--- start Recorded information ---

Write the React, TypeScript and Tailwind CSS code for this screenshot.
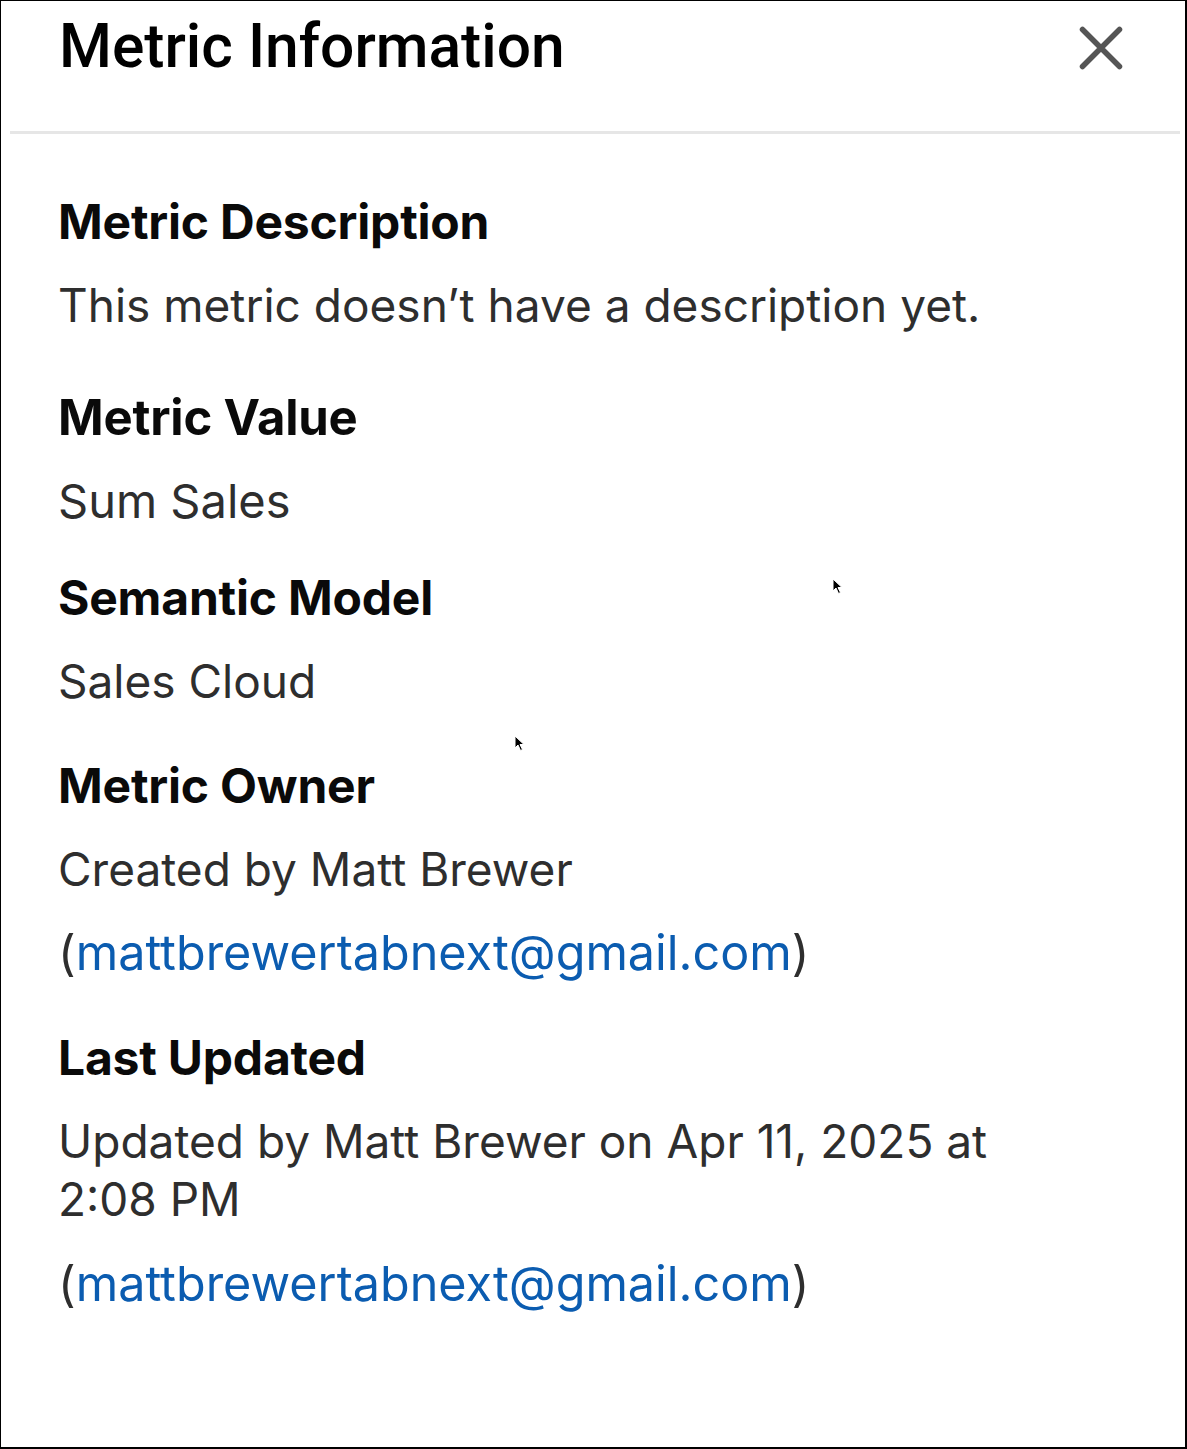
const EMAIL = "mattbrewertabnext@gmail.com";

function Cursor({ className }: { className: string }) {
  return (
    <svg className={"absolute " + className} width="12" height="17" viewBox="0 0 12 17">
      <path d="M1 1 L1 13 L4 10 L6.5 15.5 L8.5 14.5 L6 9.5 L10 9.5 Z" fill="#000" stroke="#fff" strokeWidth="1" />
    </svg>
  );
}

function Heading({ children, size = "text-[48px]" }: { children: React.ReactNode; size?: string }) {
  return (
    <h3 className={size + " font-bold leading-[56px] tracking-[-0.2px] text-[#0a0a0a]"}>{children}</h3>
  );
}

function Body({ children, size = "text-[46px]" }: { children: React.ReactNode; size?: string }) {
  return <p className={size + " leading-[58px] text-[#2e2e2e]"}>{children}</p>;
}

function Email() {
  return (
    <p className="text-[48.5px] leading-[58px] text-[#2e2e2e]">
      (<a className="text-[#0b5cb0]">{EMAIL}</a>)
    </p>
  );
}

export default function App() {
  return (
    <div
      className="relative h-[1449px] w-[1187px] overflow-hidden border-t border-l border-r-2 border-b-2 border-black bg-white"
      style={{ fontFamily: "Inter, 'Noto Sans', sans-serif" }}
    >
      <header className="flex items-start justify-between pl-[58px] pr-[62px]">
        <h2
          className="mt-[10px] text-[60.5px] font-medium leading-[72px] text-black"
          style={{ fontFamily: "Roboto, 'Liberation Sans', sans-serif" }}
        >
          Metric Information
        </h2>
        <button className="mt-[25px] text-[#555]" aria-label="Close">
          <svg width="44" height="44" viewBox="0 0 44 44" fill="none" stroke="currentColor" strokeWidth="5.5" strokeLinecap="round">
            <path d="M3.5 3.5 L40.5 40.5 M40.5 3.5 L3.5 40.5" />
          </svg>
        </button>
      </header>

      <div className="ml-[9px] mr-[5px] mt-[48px] h-[3px] bg-[#e6e6e6]" />

      <div className="px-[57px] pt-[60px]">
        <Heading>Metric Description</Heading>
        <div className="mt-[26px]">
          <Body>This metric doesn’t have a description yet.</Body>
        </div>

        <div className="mt-[56px]">
          <Heading size="text-[49px]">Metric Value</Heading>
        </div>
        <div className="mt-[26px]">
          <Body size="text-[47px]">Sum Sales</Body>
        </div>

        <div className="mt-[40px]">
          <Heading>Semantic Model</Heading>
        </div>
        <div className="mt-[26px]">
          <Body>Sales Cloud</Body>
        </div>

        <div className="mt-[48px]">
          <Heading>Metric Owner</Heading>
        </div>
        <div className="mt-[26px]">
          <Body>Created by Matt Brewer</Body>
        </div>
        <div className="mt-[26px]">
          <Email />
        </div>

        <div className="mt-[48px]">
          <Heading>Last Updated</Heading>
        </div>
        <div className="mt-[26px]">
          <Body>
            Updated by Matt Brewer on Apr 11, 2025 at
            <br />
            2:08 PM
          </Body>
        </div>
        <div className="mt-[27px]">
          <Email />
        </div>
      </div>

      <Cursor className="left-[831px] top-[577px]" />
      <Cursor className="left-[513px] top-[734px]" />
    </div>
  );
}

--- end Recorded information ---

= Goal =
Set the listing down in full and exactly. Pictures within it should not appear in the copy.

= Exercise result =
Write the React, TypeScript and Tailwind CSS code for this screenshot.
const EMAIL = "mattbrewertabnext@gmail.com";

function Cursor({ className }: { className: string }) {
  return (
    <svg className={"absolute " + className} width="12" height="17" viewBox="0 0 12 17">
      <path d="M1 1 L1 13 L4 10 L6.5 15.5 L8.5 14.5 L6 9.5 L10 9.5 Z" fill="#000" stroke="#fff" strokeWidth="1" />
    </svg>
  );
}

function Heading({ children, size = "text-[48px]" }: { children: React.ReactNode; size?: string }) {
  return (
    <h3 className={size + " font-bold leading-[56px] tracking-[-0.2px] text-[#0a0a0a]"}>{children}</h3>
  );
}

function Body({ children, size = "text-[46px]" }: { children: React.ReactNode; size?: string }) {
  return <p className={size + " leading-[58px] text-[#2e2e2e]"}>{children}</p>;
}

function Email() {
  return (
    <p className="text-[48.5px] leading-[58px] text-[#2e2e2e]">
      (<a className="text-[#0b5cb0]">{EMAIL}</a>)
    </p>
  );
}

export default function App() {
  return (
    <div
      className="relative h-[1449px] w-[1187px] overflow-hidden border-t border-l border-r-2 border-b-2 border-black bg-white"
      style={{ fontFamily: "Inter, 'Noto Sans', sans-serif" }}
    >
      <header className="flex items-start justify-between pl-[58px] pr-[62px]">
        <h2
          className="mt-[10px] text-[60.5px] font-medium leading-[72px] text-black"
          style={{ fontFamily: "Roboto, 'Liberation Sans', sans-serif" }}
        >
          Metric Information
        </h2>
        <button className="mt-[25px] text-[#555]" aria-label="Close">
          <svg width="44" height="44" viewBox="0 0 44 44" fill="none" stroke="currentColor" strokeWidth="5.5" strokeLinecap="round">
            <path d="M3.5 3.5 L40.5 40.5 M40.5 3.5 L3.5 40.5" />
          </svg>
        </button>
      </header>

      <div className="ml-[9px] mr-[5px] mt-[48px] h-[3px] bg-[#e6e6e6]" />

      <div className="px-[57px] pt-[60px]">
        <Heading>Metric Description</Heading>
        <div className="mt-[26px]">
          <Body>This metric doesn’t have a description yet.</Body>
        </div>

        <div className="mt-[56px]">
          <Heading size="text-[49px]">Metric Value</Heading>
        </div>
        <div className="mt-[26px]">
          <Body size="text-[47px]">Sum Sales</Body>
        </div>

        <div className="mt-[40px]">
          <Heading>Semantic Model</Heading>
        </div>
        <div className="mt-[26px]">
          <Body>Sales Cloud</Body>
        </div>

        <div className="mt-[48px]">
          <Heading>Metric Owner</Heading>
        </div>
        <div className="mt-[26px]">
          <Body>Created by Matt Brewer</Body>
        </div>
        <div className="mt-[26px]">
          <Email />
        </div>

        <div className="mt-[48px]">
          <Heading>Last Updated</Heading>
        </div>
        <div className="mt-[26px]">
          <Body>
            Updated by Matt Brewer on Apr 11, 2025 at
            <br />
            2:08 PM
          </Body>
        </div>
        <div className="mt-[27px]">
          <Email />
        </div>
      </div>

      <Cursor className="left-[831px] top-[577px]" />
      <Cursor className="left-[513px] top-[734px]" />
    </div>
  );
}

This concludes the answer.